Jabalpur has numerous deposits of dinosaur eggs and nests. The city is located along the banks of the Narmada river. It was amid the barren hillocks of this region that the British soldier William Sleeman found dinosaur bones in 1828.
More than 150 years later, Sahni stumbled upon dinosaur nests around the same spot.
"I saw these rounded bodies and they didn't look like eggs because ... they had been covered with silica," Sahni said. "We started searching for more and found more." Sahni had spent many years on that site and hadn't come across any dinosaur egg fossils until that day. "A lot is luck," Sahni added. "A lot of it is perseverance."
Vishal Verma is aware of the patience it takes to find animal relics. In 2000, the fossil hunter started scanning the neighboring town of Bagh in Madhya Pradesh. He spent weekends cruising over 40 kilometers of asphalt to Bagh on his motorbike. There, he did his version of a superhero flip. He shed his high-school physics-teacher garb and fastened his amateur paleontologist cape.
Verma started looking for petrified bones, eggs, even a shard of a dinosaur-egg fossil in this prehistoric graveyard. He was keenly aware of what he should look for, as he had spent hours studying attributes of these elusive fossils.

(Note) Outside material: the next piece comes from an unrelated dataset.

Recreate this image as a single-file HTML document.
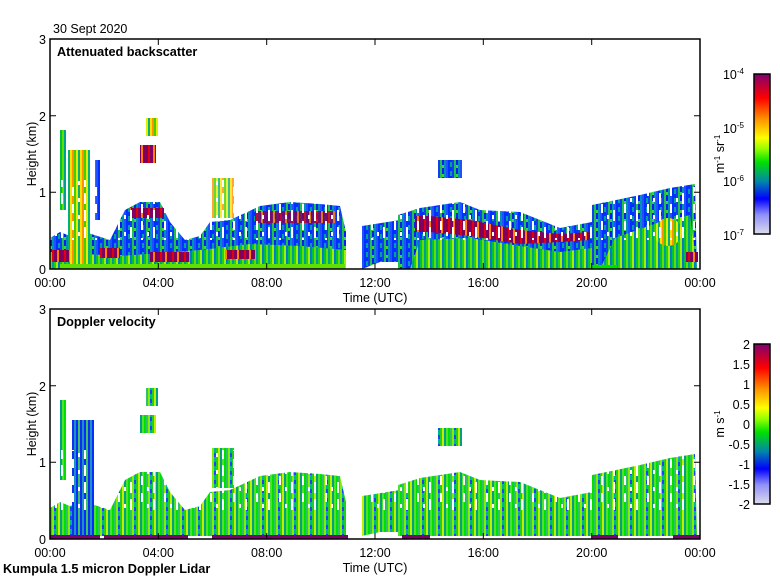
<!DOCTYPE html>
<html><head><meta charset="utf-8"><style>
html,body{margin:0;padding:0;background:#fff;width:780px;height:580px;overflow:hidden}
svg text{font-family:"Liberation Sans",sans-serif;font-size:12.5px;fill:#000}
.b{font-weight:bold;font-size:12.7px}
</style></head><body>
<svg width="780" height="580" viewBox="0 0 780 580" xmlns="http://www.w3.org/2000/svg">
<defs>
<pattern id="pb" width="14" height="9" patternUnits="userSpaceOnUse">
<rect x="0" y="0" width="2" height="9" fill="#0030ff"/><rect x="2" y="0" width="2" height="9" fill="#00a0a0"/>
<rect x="4" y="0" width="2" height="9" fill="#1040f0"/><rect x="6" y="0" width="2" height="9" fill="#20c050"/>
<rect x="8" y="0" width="2" height="9" fill="#0020ee"/><rect x="10" y="0" width="2" height="9" fill="#0090b0"/>
<rect x="12" y="0" width="2" height="9" fill="#2050ff"/><rect x="2" y="5" width="2" height="4" fill="#0030ff"/>
<rect x="8" y="3" width="2" height="3" fill="#40d040"/></pattern>
<pattern id="pg" width="12" height="7" patternUnits="userSpaceOnUse">
<rect x="0" y="0" width="2" height="7" fill="#00c040"/><rect x="2" y="0" width="2" height="7" fill="#60e000"/>
<rect x="4" y="0" width="2" height="7" fill="#00a090"/><rect x="6" y="0" width="2" height="7" fill="#20d020"/>
<rect x="8" y="0" width="2" height="7" fill="#a0f000"/><rect x="10" y="0" width="2" height="7" fill="#0080c0"/></pattern>
<pattern id="py" width="10" height="8" patternUnits="userSpaceOnUse">
<rect x="0" y="0" width="2" height="8" fill="#ffe000"/><rect x="2" y="0" width="2" height="8" fill="#ff9000"/>
<rect x="4" y="0" width="2" height="8" fill="#40d000"/><rect x="6" y="0" width="2" height="8" fill="#e0f000"/>
<rect x="8" y="0" width="2" height="8" fill="#00b080"/></pattern>
<pattern id="pp" width="12" height="6" patternUnits="userSpaceOnUse">
<rect width="12" height="6" fill="#800060"/><rect x="4" y="0" width="2" height="6" fill="#e00010"/>
<rect x="9" y="0" width="2" height="6" fill="#ff8000"/></pattern>
<pattern id="pd" width="16" height="9" patternUnits="userSpaceOnUse">
<rect x="0" y="0" width="2" height="9" fill="#00e000"/><rect x="2" y="0" width="2" height="9" fill="#30c070"/>
<rect x="4" y="0" width="2" height="9" fill="#80f000"/><rect x="6" y="0" width="2" height="9" fill="#00b0a0"/>
<rect x="8" y="0" width="2" height="9" fill="#20d020"/><rect x="10" y="0" width="2" height="9" fill="#c0f000"/>
<rect x="12" y="0" width="2" height="9" fill="#00a080"/><rect x="14" y="0" width="2" height="9" fill="#50e030"/>
<rect x="6" y="3" width="2" height="4" fill="#2040ff"/></pattern>
<pattern id="pdb" width="8" height="9" patternUnits="userSpaceOnUse">
<rect x="0" y="0" width="2" height="9" fill="#1030f0"/><rect x="2" y="0" width="2" height="9" fill="#2090c0"/>
<rect x="4" y="0" width="2" height="9" fill="#0030ff"/><rect x="6" y="0" width="2" height="9" fill="#40c060"/></pattern>
<pattern id="gap" width="23" height="17" patternUnits="userSpaceOnUse">
<rect x="3" y="0" width="2" height="9" fill="#fff"/><rect x="15" y="6" width="2" height="11" fill="#fff"/><rect x="9" y="11" width="2" height="4" fill="#fff"/></pattern>
<linearGradient id="cb" x1="0" y1="1" x2="0" y2="0">
<stop offset="0" stop-color="#dcdcec"/><stop offset="0.12" stop-color="#9090f8"/><stop offset="0.22" stop-color="#0000ff"/>
<stop offset="0.33" stop-color="#0088a8"/><stop offset="0.45" stop-color="#00e000"/><stop offset="0.53" stop-color="#90ff00"/>
<stop offset="0.6" stop-color="#ffff00"/><stop offset="0.72" stop-color="#ff9000"/><stop offset="0.85" stop-color="#ff0000"/>
<stop offset="1" stop-color="#800070"/></linearGradient>
</defs>

<!-- TOP PLOT DATA -->
<g>
<polygon fill="url(#pb)" points="50,269 50,238 60,232 70,236 85,232 110,240 125,210 140,202 160,202 170,222 185,240 200,236 210,222 230,220 260,206 290,202 320,204 340,206 346,232 346,269"/>
<polygon fill="url(#pg)" points="50,269 50,252 120,256 200,250 250,244 300,246 346,250 346,269"/>
<rect x="68" y="150" width="22" height="119" fill="url(#py)"/>
<rect x="60" y="130" width="6" height="80" fill="url(#pg)"/>
<rect x="95" y="160" width="5" height="60" fill="url(#pb)"/>
<rect x="130" y="208" width="34" height="10" fill="url(#pp)"/>
<rect x="52" y="250" width="18" height="12" fill="url(#pp)"/>
<rect x="100" y="248" width="20" height="10" fill="url(#pp)"/>
<rect x="150" y="252" width="40" height="10" fill="url(#pp)"/>
<rect x="225" y="250" width="30" height="9" fill="url(#pp)"/>
<rect x="255" y="211" width="80" height="12" fill="url(#pp)" opacity="0.85"/>
<rect x="140" y="145" width="16" height="18" fill="url(#pp)"/>
<rect x="146" y="118" width="12" height="18" fill="url(#py)"/>
<rect x="212" y="178" width="22" height="40" fill="url(#py)" opacity="0.8"/>
<rect x="60" y="264" width="285" height="5" fill="#60e000"/>
<polygon fill="url(#pb)" points="362,269 362,226 400,220 400,262 380,262"/>
<polygon fill="url(#pb)" points="398,269 398,215 420,208 460,202 480,210 520,212 560,228 592,222 592,269"/>
<polygon fill="url(#pg)" points="410,269 420,240 470,238 520,246 560,252 592,248 592,269"/>
<polygon fill="url(#pp)" points="415,216 430,216 470,220 520,230 560,234 590,232 590,240 560,242 520,244 470,236 430,232 415,232"/>
<rect x="438" y="160" width="24" height="18" fill="url(#pb)"/>
<polygon fill="url(#pb)" points="592,269 592,205 640,195 670,188 695,184 697,269"/>
<polygon fill="url(#pg)" points="600,269 615,238 660,222 690,215 697,269"/>
<ellipse cx="668" cy="232" rx="14" ry="14" fill="url(#py)"/>
<rect x="686" y="252" width="12" height="10" fill="url(#pp)"/>
<rect x="592" y="265" width="25" height="4" fill="#00e000"/>
<rect x="50" y="180" width="650" height="60" fill="url(#gap)"/>
</g>

<!-- BOTTOM PLOT DATA -->
<g>
<polygon fill="url(#pd)" points="50,536 50,508 60,502 70,506 85,502 110,510 125,480 140,472 160,472 170,492 185,510 200,506 210,492 230,490 260,476 290,472 320,474 340,476 346,502 346,536"/>
<rect x="60" y="400" width="6" height="80" fill="url(#pd)"/>
<rect x="72" y="420" width="22" height="116" fill="url(#pdb)"/>
<rect x="140" y="415" width="16" height="18" fill="url(#pd)"/>
<rect x="146" y="388" width="12" height="18" fill="url(#pd)"/>
<rect x="212" y="448" width="22" height="40" fill="url(#pd)"/>
<polygon fill="url(#pd)" points="362,536 362,496 400,490 400,532 380,532"/>
<polygon fill="url(#pd)" points="398,536 398,485 420,478 460,472 480,480 520,482 560,498 592,492 592,536"/>
<rect x="438" y="428" width="24" height="18" fill="url(#pd)"/>
<polygon fill="url(#pd)" points="592,536 592,475 640,465 670,458 695,454 697,536"/>
<rect x="50" y="450" width="650" height="60" fill="url(#gap)"/>
<g fill="#800070">
<rect x="50" y="535" width="50" height="4"/><rect x="104" y="535" width="84" height="4"/><rect x="212" y="535" width="136" height="4"/>
<rect x="402" y="535" width="28" height="4"/><rect x="592" y="535" width="26" height="4"/><rect x="673" y="535" width="27" height="4"/>
</g>
</g>

<!-- AXES -->
<g fill="none" stroke="#000" stroke-width="1.5">
<rect x="50" y="39" width="650" height="230"/>
<rect x="50" y="309" width="650" height="230"/>
<rect x="754" y="74" width="16" height="160" fill="url(#cb)"/>
<rect x="754" y="344" width="16" height="160" fill="url(#cb)"/>
</g>
<g stroke="#000" stroke-width="1">
<path d="M158.3,269v-6M266.7,269v-6M375,269v-6M483.3,269v-6M591.7,269v-6M158.3,39v6M266.7,39v6M375,39v6M483.3,39v6M591.7,39v6
M50,192.3h6M50,115.7h6M700,192.3h-6M700,115.7h-6
M158.3,539v-6M266.7,539v-6M375,539v-6M483.3,539v-6M591.7,539v-6M158.3,309v6M266.7,309v6M375,309v6M483.3,309v6M591.7,309v6
M50,462.3h6M50,385.7h6M700,462.3h-6M700,385.7h-6"/>
</g>

<!-- TEXT -->
<text x="53" y="33">30 Sept 2020</text>
<text x="57" y="56" class="b">Attenuated backscatter</text>
<text x="57" y="326" class="b">Doppler velocity</text>
<g text-anchor="end" style="font-size:13.5px">
<text x="46" y="44">3</text><text x="46" y="121">2</text><text x="46" y="197">1</text><text x="46" y="274">0</text>
<text x="46" y="314">3</text><text x="46" y="391">2</text><text x="46" y="467">1</text><text x="46" y="544">0</text>
</g>
<g text-anchor="middle" style="font-size:13.5px">
<text x="50" y="287">00:00</text><text x="158.3" y="287">04:00</text><text x="266.7" y="287">08:00</text><text x="375" y="287">12:00</text><text x="483.3" y="287">16:00</text><text x="591.7" y="287">20:00</text><text x="700" y="287">00:00</text>
<text x="50" y="557">00:00</text><text x="158.3" y="557">04:00</text><text x="266.7" y="557">08:00</text><text x="375" y="557">12:00</text><text x="483.3" y="557">16:00</text><text x="591.7" y="557">20:00</text><text x="700" y="557">00:00</text>
<text x="375" y="302">Time (UTC)</text>
<text x="375" y="572">Time (UTC)</text>
<text transform="translate(36,154) rotate(-90)">Height (km)</text>
<text transform="translate(36,424) rotate(-90)">Height (km)</text>
<text transform="translate(724,154) rotate(-90)">m<tspan dy="-4" font-size="8">-1</tspan><tspan dy="4"> sr</tspan><tspan dy="-4" font-size="8">-1</tspan></text>
<text transform="translate(724,424) rotate(-90)">m s<tspan dy="-4" font-size="8">-1</tspan></text>
</g>
<g text-anchor="end" style="font-size:13.5px">
<text x="744" y="79">10<tspan dy="-5" font-size="8">-4</tspan></text>
<text x="744" y="133">10<tspan dy="-5" font-size="8">-5</tspan></text>
<text x="744" y="186">10<tspan dy="-5" font-size="8">-6</tspan></text>
<text x="744" y="240">10<tspan dy="-5" font-size="8">-7</tspan></text>
<text x="750" y="349">2</text><text x="750" y="369">1.5</text><text x="750" y="389">1</text><text x="750" y="409">0.5</text>
<text x="750" y="429">0</text><text x="750" y="449">-0.5</text><text x="750" y="469">-1</text><text x="750" y="489">-1.5</text><text x="750" y="509">-2</text>
</g>
<text x="3" y="573" class="b">Kumpula 1.5 micron Doppler Lidar</text>
</svg>
</body></html>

"To identify an egg, its shell is key," he said en route to Bagh, speaking in Hindi. "The details on the eggshell tell us whether it is a carnivore or a herbivore dinosaur. The breathing pores, its textures, its shape. If it is spherical, it is a herbivore, and if it is elongated, it is a carnivore."
A fossilized shell of a dinosaur egg — Photo: Anupama Chandrasekaran
The Bagh Fossils Park is a 100-hectare conservatory. It was an overcast day and Verma walked down a mud-path that wound around lush mounds to sight a small pond. Back in 2006, on a cool November morning, Verma and a former student Rajesh Chauhan chose this very spot for their fossil hunt.
"On the first day itself. We parked our bikes and came here close to the pond," said Chauhan pointing to a waterbody at the park. "And we kept doing the rounds and I was a bit unsure because I didn't know to identify a dinosaur egg or its shell. Then Vishal called out, ‘Come here, come here." It was the shell of a dinosaur egg."
A while later, there was another shriek. This time it wasn't just another shard of the puzzle. It was the actual whole: a coconut-sized dinosaur-egg fossil.
So much has been destroyed.
But even that wasn't what left them clicking their heels. Over the next couple of days, they collected about a hundred petrified dinosaur eggs. It was one of India's biggest finds.
"At that time, we didn't have any words. Everyone's happiness was of different degrees," said Chauhan. "I was excited that we found dinosaur eggs. And we truly had a windfall. We were taking the eggs in sack-loads. And since we couldn't take them on our bikes, we got a friend to bring along a van and spent a few days ferrying the dinosaur eggs to Manavar."
It was a monumental find. A few months later, they handed the eggs over to the Madhya Pradesh government. Some of these egg fossils were deposited at a fossil museum in Mandav, a tourist town located 100 kilometers from Bagh on a scenic plateau in the Vindhya mountain range.
Unlike countries like the U.S. or even China, India doesn't have a national repository to store fossil finds. Only this year, there has been some talk of a natural history museum in Delhi.
The damage of this lethargy is evident all over the country. Like Bagh, Raiyoli in neighboring Gujarat was another major dinosaur nesting site. It is close to the western bank of the Narmada. But today, Raiyoli has very few fossils.
"So much of it has been destroyed and is constantly being destroyed. That's the biggest tragedy," said Sanjay Kumar, a Delhi-based journalist working with Sahni and others to push the government to establish a natural history museum. "This spot in Raiyoli was a global hotspot, which was to be declared a UNESCO site. Nothing was done and the whole site was destroyed. It's almost clean now."
Verma summed up the tension: "Some people look at fossils with amazement as a clue to the origins of life. And then there are those who cannot understand why we are investing so much in a piece of stone."